As such, one can argue that the market’s momentum has waned and that after a long run higher, it could be time for the bulls to take a break. In fact, the last two times there was a “break” in the string of breadth thrust buy signals – 2010 and 2015 – the “mini bears” of 2011 and 2015/16 ensued.
So… If you find yourself firmly in the bull camp these days, you should probably be rooting for the bulls to find a way to get some “oomph” behind an advance – and soon. If not, it might soon be time for a break in the action and for some of that long-lost volatility to return.
Thought For The Day:
You don’t control your fate, but you do control the formation of your character. -Rod Dreher
Current Market Drivers
We strive to identify the driving forces behind the market action on a daily basis. The thinking is that if we can understand why stocks are doing what they are doing on a short-term basis; we are not likely to be surprised/blind-sided by a big move. Listed below are what we believe to be the driving forces of the current market (Listed in order of importance).
1. The State of Tax Reform
2. The State of the Economy
3. The State of the Earnings Season
Wishing you green screens and all the best for a great day,
David D. Moenning
Chief Investment Officer
Sowell Management Services
Disclosure: At the time of publication, Mr. Moenning and/or Sowell Management Services held long positions in the following securities mentioned: none. Note that positions may change at any time.
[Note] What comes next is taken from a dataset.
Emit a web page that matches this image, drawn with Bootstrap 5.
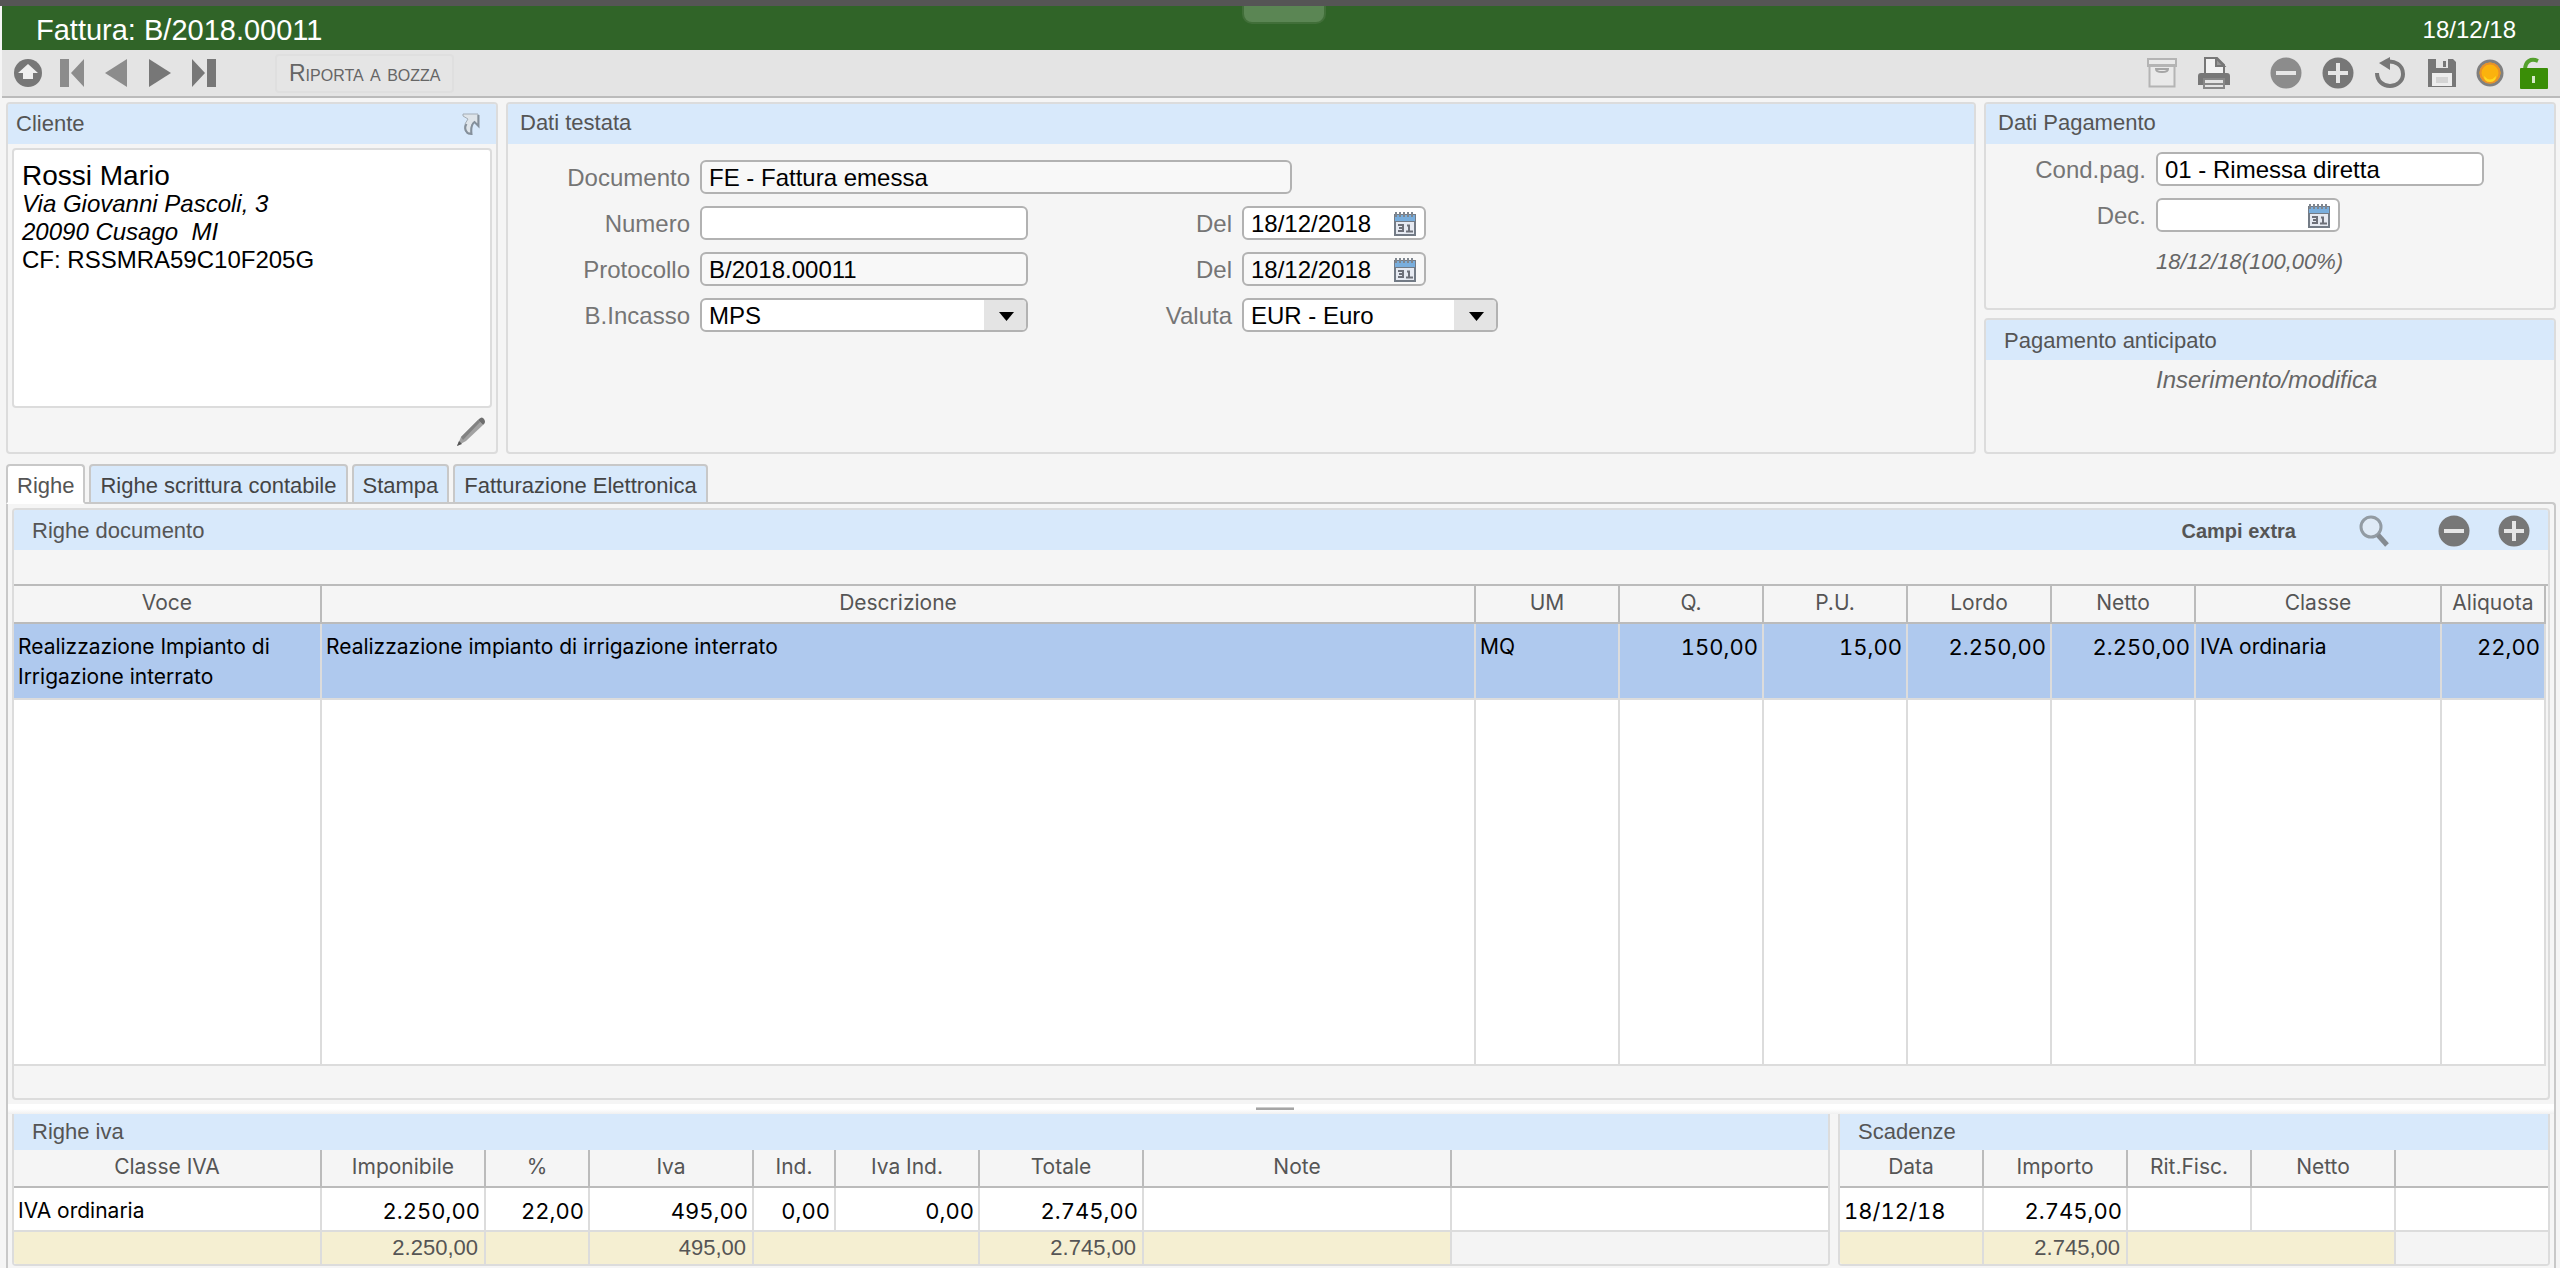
<!DOCTYPE html>
<html lang="it">
<head>
<meta charset="utf-8">
<meta name="viewport" content="width=device-width, initial-scale=1">
<title>Fattura: B/2018.00011</title>
<link href="https://cdn.jsdelivr.net/npm/bootstrap@5.3.0/dist/css/bootstrap.min.css" rel="stylesheet">
<style>
body{font-family:"Liberation Sans",Arial,sans-serif;font-size:24px;line-height:28px;color:#000;background:#f5f5f5}
svg{display:block;flex:none}
.strip{height:6px;background:#555}
.titlebar{height:44px;margin-left:2px;padding:3px 44px 0 34px;background:#306428;color:#fff;position:relative}
.titlebar h1{font-size:29px;line-height:32px;font-weight:400}
.pull{position:absolute;left:50%;top:0;width:84px;height:18px;margin-left:-39px;background:#5b8654;border:2px solid #416f39;border-top:0;border-radius:0 0 10px 10px}
.tools{height:48px;margin-left:2px;padding:0 4px;background:#e4e4e4;border-bottom:2px solid #bbb}
.ico{width:44px;height:40px;padding:0;border:0;background:none;display:flex;align-items:center;justify-content:center}
.ico-w{width:52px}
.ico-s{width:32px;height:32px}
.draft{margin-left:49px;height:39px;padding:0 12px;border:2px solid #dfdfdf;border-radius:4px;background:#e5e5e5;font-size:23px;font-variant:small-caps;color:#666}
.work{padding:4px 4px 0 6px}
.panel{border:2px solid #dcdcdc;border-radius:4px;background:#f5f5f5;overflow:hidden}
.panel-head{height:40px;background:#d8e9fb;color:#555}
.panel-head h2{font-size:22px;line-height:28px;font-weight:400}
.head-up{padding-bottom:2px}
.head-in{padding-left:18px;padding-right:18px;padding-top:1px}
.top-row{height:352px;gap:8px}
.col-client{width:492px;flex:none}
.col-pay{width:572px;flex:none;gap:8px}
.pay-one{height:208px;flex:none}
.address{margin:4px 4px 0 4px;height:260px;padding:12px 8px;border:2px solid #dcdcdc;border-radius:4px;background:#fff}
.address strong{font-size:28px;font-weight:400;display:block}
.fields{gap:12px}
.fline{gap:10px;height:34px}
.fline label{text-align:right;color:#757575;flex:none;padding-top:2px}
.l-a{width:182px}.l-b{width:194px}.l-c{width:160px}
.fbox{height:34px;padding:1px 7px 0;border:2px solid #b2b2b2;border-radius:6px;background:#fff;color:#000;font-size:24px;line-height:29px;flex:none}
.fbox:read-only:not(select){background:#f8f8f8}
.w-doc{width:592px}.w-txt{width:328px}.w-date{width:184px}.w-cur{width:256px}
.pick{position:relative;flex:none}
.pick .fbox{display:block;appearance:none}
.pick button{position:absolute;right:9px;top:6px;border:0;padding:0;background:none}
.drop::after{content:"";position:absolute;right:2px;top:2px;width:42px;height:30px;border-radius:0 4px 4px 0;background:#e4e4e4;pointer-events:none}
.drop::before{content:"";position:absolute;z-index:1;right:14px;top:14px;width:15px;height:9px;background:#000;clip-path:polygon(0 0,100% 0,50% 100%);pointer-events:none}
.note-it{font-style:italic;color:#666;margin-left:170px}
.note-s{font-size:22px}
.note-l{padding-top:6px}
.tabs{gap:4px;padding-top:10px;position:relative;z-index:1;margin-bottom:-2px}
.tabs .nav-link{height:40px;padding:0 9px;border:2px solid #c8c8c8;border-radius:4px 4px 0 0;background:#d8e9fb;color:#444;font-size:22px;line-height:39px}
.tabs .nav-link.active{background:#fff;border-bottom-color:#fff;color:#555}
.tabbody{border:2px solid #c8c8c8;border-bottom:0;border-top-right-radius:4px;min-height:0}
.extra{font-size:20px;font-weight:700;color:#555;text-decoration:none;margin-right:62px}
.grid-t{font-family:Inter,"Noto Sans",sans-serif;font-size:21px;line-height:30px;table-layout:fixed;border-collapse:separate;border-spacing:0;width:100%;background:#fff}
.grid-t th{height:38px;padding:0 4px 2px;font-weight:400;text-align:center;vertical-align:middle;color:#555;background:#f5f5f5;border-right:2px solid #bbb;border-bottom:2px solid #bbb;white-space:nowrap}
.grid-t td{padding:8px 4px 4px;vertical-align:top;border-right:2px solid #dcdcdc;border-bottom:2px solid #dcdcdc}
.grid-t .figure-cell,.grid-t tbody .text-end{font-size:22px;font-variant-numeric:tabular-nums}
.grid-t .sel td{height:76px;background:#afc9ee}
.grid-t .filler td{padding:0}
.main-t{width:calc(100% - 2px);height:100%}
.main-wrap{flex:1 1 0;min-height:0;border-top:2px solid #bbb;margin-top:34px}
.main-foot{height:32px;flex:none}
.split{height:14px;margin:0 -4px;flex:none;padding:7px 12px 0 0;background:linear-gradient(#f5f5f5 4px,#fff 4px,#fff 9px,#f0f0f0)}
.split span{display:block;width:38px;height:3px;margin:0 auto;background:#a5a5a5;border-top:1px solid #ccc}
.lower{gap:8px;padding-bottom:2px;flex:none}
.lower .panel{border-top:0;border-radius:0 0 4px 4px}
.lower .panel-head{height:36px;padding-top:0}
.panel-due{width:712px;flex:none}
.grid-t tr>:last-child.open-end{border-right:0}
.grid-t tfoot td{height:32px;padding:0 6px;vertical-align:middle;background:#f5efd2;color:#555;font-family:"Liberation Sans",Arial,sans-serif;font-size:22px}
.grid-t tfoot td.open-end{background:#f4f4f4}
</style>
<script src="https://cdn.jsdelivr.net/npm/bootstrap@5.3.0/dist/js/bootstrap.bundle.min.js"></script>
</head>
<body>
<svg width="0" height="0" class="position-absolute" aria-hidden="true">
<symbol id="i-cal" viewBox="0 0 24 24"><rect x="1" y="2" width="22" height="22" fill="#737b86"/><rect x="2" y="3" width="20" height="6" fill="#79aedd"/><rect x="3" y="10" width="18" height="12" fill="#e6eaf2"/><path d="M3 0v5M7 0v5M11 0v5M15 0v5M19 0v5" stroke="#7f868f" stroke-width="2"/><path d="M5 13h5v6h-5M6 16h4M14 13.500h2v6M13 19.500h7" fill="none" stroke="#6d7079" stroke-width="2"/></symbol>
<symbol id="i-plus" viewBox="0 0 32 32"><circle cx="16" cy="16" r="15.500" fill="#777"/><path d="M16 6v20M6 16h20" stroke="#e6e6e6" stroke-width="4"/></symbol>
<symbol id="i-minus" viewBox="0 0 32 32"><circle cx="16" cy="16" r="15.500" fill="currentColor"/><path d="M6 16h20" stroke="#e6e6e6" stroke-width="4"/></symbol>
</svg>
<div class="d-flex flex-column vh-100 overflow-hidden">
<div class="strip flex-shrink-0"></div>
<header class="titlebar d-flex align-items-center justify-content-between flex-shrink-0">
  <h1 class="m-0">Fattura: B/2018.00011</h1><span class="pull"></span><span>18/12/18</span>
</header>
<div class="tools d-flex align-items-center justify-content-between flex-shrink-0">
  <div class="d-flex align-items-center">
    <button class="ico" aria-label="Su"><svg width="28" height="28" viewBox="0 0 28 28"><circle cx="14" cy="14" r="14" fill="#777"/><path d="M14 5l10 9h-5v6h-10v-6h-5z" fill="#efefef"/></svg></button>
    <button class="ico" aria-label="Primo"><svg width="24" height="28" viewBox="0 0 24 28"><path d="M0 0h9v28h-9zM24 0v28L11 14z" fill="#8c8c8c"/></svg></button>
    <button class="ico" aria-label="Precedente"><svg width="22" height="28" viewBox="0 0 22 28"><path d="M22 0v28L0 14z" fill="#8c8c8c"/></svg></button>
    <button class="ico" aria-label="Successivo"><svg width="22" height="28" viewBox="0 0 22 28"><path d="M0 0v28l22-14z" fill="#777"/></svg></button>
    <button class="ico" aria-label="Ultimo"><svg width="24" height="28" viewBox="0 0 24 28"><path d="M15 0h9v28h-9zM0 0v28l13-14z" fill="#777"/></svg></button>
    <button class="draft">Riporta a bozza</button>
  </div>
  <div class="d-flex align-items-center">
    <button class="ico ico-w" aria-label="Archivia"><svg width="30" height="30" viewBox="0 0 30 30"><path d="M1 1h28v7H1zM2.500 8h25v20.500h-25z" fill="#e9e9e9" stroke="#b4b4b4" stroke-width="2"/><path d="M1 7.500h28" stroke="#b4b4b4" stroke-width="3"/><path d="M9 11c0 4 12 4 12 0z" fill="none" stroke="#a5a5a5" stroke-width="2"/></svg></button>
    <button class="ico ico-w me-3" aria-label="Stampa"><svg width="32" height="32" viewBox="0 0 32 32"><path d="M7 17V1h12l7 7v9" fill="#f2f2f2" stroke="#777" stroke-width="2"/><path d="M18 1v8h8z" fill="#999" stroke="#777" stroke-width="2"/><path d="M3 16h26q3 0 3 3v9h-5v-5H5v5H0v-9q0-3 3-3z" fill="#777"/><path d="M6 22h20v9H6z" fill="#e4e4e4" stroke="#888" stroke-width="2"/><path d="M6 27h20" stroke="#888" stroke-width="2"/></svg></button>
    <button class="ico ico-w ms-1" style="color:#8c8c8c" aria-label="Elimina"><svg width="32" height="32"><use href="#i-minus"/></svg></button>
    <button class="ico ico-w" aria-label="Nuovo"><svg width="32" height="32"><use href="#i-plus"/></svg></button>
    <button class="ico ico-w" aria-label="Annulla"><svg width="30" height="32" viewBox="0 0 30 32"><path d="M10 6c10-2 18 3 18 12 0 7-6 12-13 12S2 25 2 17" transform="translate(0 -1)" fill="none" stroke="#777" stroke-width="4"/><path d="M4 6l11-6v13z" fill="#777"/></svg></button>
    <button class="ico ico-w" aria-label="Salva"><svg width="28" height="28" viewBox="0 0 28 28"><path d="M0 0h25l3 3v25H0z" fill="#777"/><path d="M8 0h12v9H8z" fill="#e4e4e4"/><path d="M15 2h3v6h-3z" fill="#777"/><path d="M4 14h20v13H4z" fill="#ededed"/><path d="M8 18h12v6H8z" fill="#d4d4d4"/></svg></button>
    <button class="ico" aria-label="Stato"><svg width="28" height="28" viewBox="0 0 28 28"><circle cx="14" cy="14" r="12" fill="#fbb20d" stroke="#808080" stroke-width="3"/><circle cx="14" cy="14" r="9.500" fill="none" stroke="#e8902a" stroke-width="2"/><path d="M8 17q6 7 12 0 0 6-6 6t-6-6z" fill="#ffd820"/></svg></button>
    <button class="ico" aria-label="Sblocca"><svg width="28" height="32" viewBox="0 0 28 32"><path d="M5 13C5 4 11 1 18 4" fill="none" stroke="#54a02d" stroke-width="4"/><rect y="11" width="28" height="21" rx="1" fill="#3a8e07"/><path d="M12 19h3v7h-3z" fill="#d6e8c9"/></svg></button>
  </div>
</div>
<main class="work d-flex flex-column flex-grow-1">
  <div class="top-row d-flex flex-shrink-0">
    <section class="panel col-client">
      <div class="panel-head d-flex align-items-center justify-content-between ps-2 pe-3"><h2 class="m-0">Cliente</h2>
        <button class="border-0 bg-transparent p-0" aria-label="Apri cliente"><svg width="18" height="22" viewBox="0 0 18 22"><path d="M1 1h15v12l-4-4q-4 3-3 12H6Q-1 15 6 6L1 3z" fill="#dfe5ea" stroke="#a4adb6" stroke-width="1"/><path d="M16.500 2v11l-4-4q-4 3-3 12l-4-1q-4-4-1-9" fill="none" stroke="#85909b" stroke-width="2"/></svg></button></div>
      <div class="address"><strong>Rossi Mario</strong><em>Via Giovanni Pascoli, 3</em><br><em>20090 Cusago&nbsp; MI</em><br>CF: RSSMRA59C10F205G</div>
      <div class="d-flex justify-content-end pt-2 pe-2"><button class="border-0 bg-transparent p-0" aria-label="Modifica"><svg width="32" height="32" viewBox="0 0 32 32"><path d="M1 30l4-9L22 4l5 5L10 25z" fill="#a2a2a2"/><path d="M5 21L22 4l2 2L7 24z" fill="#828282"/><path d="M23 3q3-3 5 0t0 5l-1 1-5-5z" fill="#6e6e6e"/><path d="M1 30l2-5 3 3z" fill="#555"/></svg></button></div>
    </section>
    <section class="panel flex-grow-1">
      <div class="panel-head head-up d-flex align-items-center"><h2 class="m-0 ms-2 ps-1">Dati testata</h2></div>
      <div class="fields d-flex flex-column pt-3">
        <div class="fline d-flex align-items-center"><label class="l-a" for="doc">Documento</label><input class="fbox w-doc" id="doc" value="FE - Fattura emessa" readonly></div>
        <div class="fline d-flex align-items-center"><label class="l-a" for="num">Numero</label><input class="fbox w-txt" id="num"><label class="l-b" for="d1">Del</label><div class="pick"><input class="fbox w-date" id="d1" value="18/12/2018"><button aria-label="Calendario"><svg width="24" height="24"><use href="#i-cal"/></svg></button></div></div>
        <div class="fline d-flex align-items-center"><label class="l-a" for="prot">Protocollo</label><input class="fbox w-txt" id="prot" value="B/2018.00011" readonly><label class="l-b" for="d2">Del</label><div class="pick"><input class="fbox w-date" id="d2" value="18/12/2018" readonly><button aria-label="Calendario"><svg width="24" height="24"><use href="#i-cal"/></svg></button></div></div>
        <div class="fline d-flex align-items-center"><label class="l-a" for="inc">B.Incasso</label><div class="pick drop"><select class="fbox w-txt" id="inc"><option>MPS</option></select></div><label class="l-b" for="val">Valuta</label><div class="pick drop"><select class="fbox w-cur" id="val"><option>EUR - Euro</option></select></div></div>
      </div>
    </section>
    <div class="col-pay d-flex flex-column">
      <section class="panel pay-one">
        <div class="panel-head head-up d-flex align-items-center"><h2 class="m-0 ms-2 ps-1">Dati Pagamento</h2></div>
        <div class="fields d-flex flex-column pt-2">
          <div class="fline d-flex align-items-center"><label class="l-c" for="cond">Cond.pag.</label><input class="fbox w-txt" id="cond" value="01 - Rimessa diretta"></div>
          <div class="fline d-flex align-items-center"><label class="l-c" for="dec">Dec.</label><div class="pick"><input class="fbox w-date" id="dec"><button aria-label="Calendario"><svg width="24" height="24"><use href="#i-cal"/></svg></button></div></div>
          <div class="note-it note-s pt-1">18/12/18(100,00%)</div>
        </div>
      </section>
      <section class="panel flex-grow-1">
        <div class="panel-head head-in d-flex align-items-center"><h2 class="m-0">Pagamento anticipato</h2></div>
        <div class="note-it note-l">Inserimento/modifica</div>
      </section>
    </div>
  </div>
  <nav class="tabs nav flex-shrink-0">
    <a class="nav-link active" href="#">Righe</a><a class="nav-link" href="#">Righe scrittura contabile</a><a class="nav-link" href="#">Stampa</a><a class="nav-link" href="#">Fatturazione Elettronica</a>
  </nav>
  <div class="tabbody d-flex flex-column flex-grow-1 p-1 pb-0">
    <section class="panel d-flex flex-column flex-grow-1">
      <div class="panel-head head-in d-flex align-items-center flex-shrink-0"><h2 class="m-0 me-auto">Righe documento</h2>
        <a class="extra" href="#">Campi extra</a>
        <button class="ico ico-s me-5" aria-label="Cerca"><svg width="32" height="32" viewBox="0 0 32 32"><circle cx="13" cy="12" r="10" fill="#dfeaf6" stroke="#929ba3" stroke-width="3"/><path d="M20 20l9 10" stroke="#858b91" stroke-width="5"/></svg></button>
        <button class="ico ico-s me-4" style="color:#777" aria-label="Togli riga"><svg width="32" height="32"><use href="#i-minus"/></svg></button>
        <button class="ico ico-s ms-1" aria-label="Aggiungi riga"><svg width="32" height="32"><use href="#i-plus"/></svg></button>
      </div>
      <div class="main-wrap">
        <table class="grid-t main-t">
          <colgroup><col width="308"><col><col width="144"><col width="144"><col width="144"><col width="144"><col width="144"><col width="246"><col width="104"></colgroup>
          <thead><tr><th>Voce</th><th>Descrizione</th><th>UM</th><th>Q.</th><th>P.U.</th><th>Lordo</th><th>Netto</th><th>Classe</th><th>Aliquota</th></tr></thead>
          <tbody>
            <tr class="sel"><td>Realizzazione Impianto di Irrigazione interrato</td><td>Realizzazione impianto di irrigazione interrato</td><td>MQ</td><td class="text-end">150,00</td><td class="text-end">15,00</td><td class="text-end">2.250,00</td><td class="text-end">2.250,00</td><td>IVA ordinaria</td><td class="text-end">22,00</td></tr>
            <tr class="filler h-100"><td></td><td></td><td></td><td></td><td></td><td></td><td></td><td></td><td></td></tr>
          </tbody>
        </table>
      </div>
      <div class="main-foot"></div>
    </section>
    <div class="split"><span></span></div>
    <div class="lower d-flex">
      <section class="panel flex-grow-1">
        <div class="panel-head head-in d-flex align-items-center"><h2 class="m-0">Righe iva</h2></div>
        <table class="grid-t">
          <colgroup><col width="308"><col width="164"><col width="104"><col width="164"><col width="82"><col width="144"><col width="164"><col width="308"><col></colgroup>
          <thead><tr><th>Classe IVA</th><th>Imponibile</th><th>%</th><th>Iva</th><th>Ind.</th><th>Iva Ind.</th><th>Totale</th><th>Note</th><th class="open-end"></th></tr></thead>
          <tbody><tr><td>IVA ordinaria</td><td class="text-end">2.250,00</td><td class="text-end">22,00</td><td class="text-end">495,00</td><td class="text-end">0,00</td><td class="text-end">0,00</td><td class="text-end">2.745,00</td><td></td><td class="open-end"></td></tr></tbody>
          <tfoot><tr><td class="border-bottom-0"></td><td class="text-end border-bottom-0">2.250,00</td><td class="border-bottom-0"></td><td class="text-end border-bottom-0">495,00</td><td colspan="2" class="border-bottom-0"></td><td class="text-end border-bottom-0">2.745,00</td><td class="border-bottom-0"></td><td class="open-end border-bottom-0"></td></tr></tfoot>
        </table>
      </section>
      <section class="panel panel-due">
        <div class="panel-head head-in d-flex align-items-center"><h2 class="m-0">Scadenze</h2></div>
        <table class="grid-t">
          <colgroup><col width="144"><col width="144"><col width="124"><col width="144"><col></colgroup>
          <thead><tr><th>Data</th><th>Importo</th><th>Rit.Fisc.</th><th>Netto</th><th class="open-end"></th></tr></thead>
          <tbody><tr><td class="figure-cell">18/12/18</td><td class="text-end">2.745,00</td><td></td><td></td><td class="open-end"></td></tr></tbody>
          <tfoot><tr><td class="border-bottom-0"></td><td class="text-end border-bottom-0">2.745,00</td><td colspan="2" class="border-bottom-0"></td><td class="open-end border-bottom-0"></td></tr></tfoot>
        </table>
      </section>
    </div>
  </div>
</main>
</div>
</body>
</html>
The opinions and forecasts expressed herein are those of Mr. David Moenning and may not actually come to pass. Mr. Moenning’s opinions and viewpoints regarding the future of the markets should not be construed as recommendations. The analysis and information in this report is for informational purposes only. No part of the material presented in this report is intended as an investment recommendation or investment advice. Neither the information nor any opinion expressed constitutes a solicitation to purchase or sell securities or any investment program.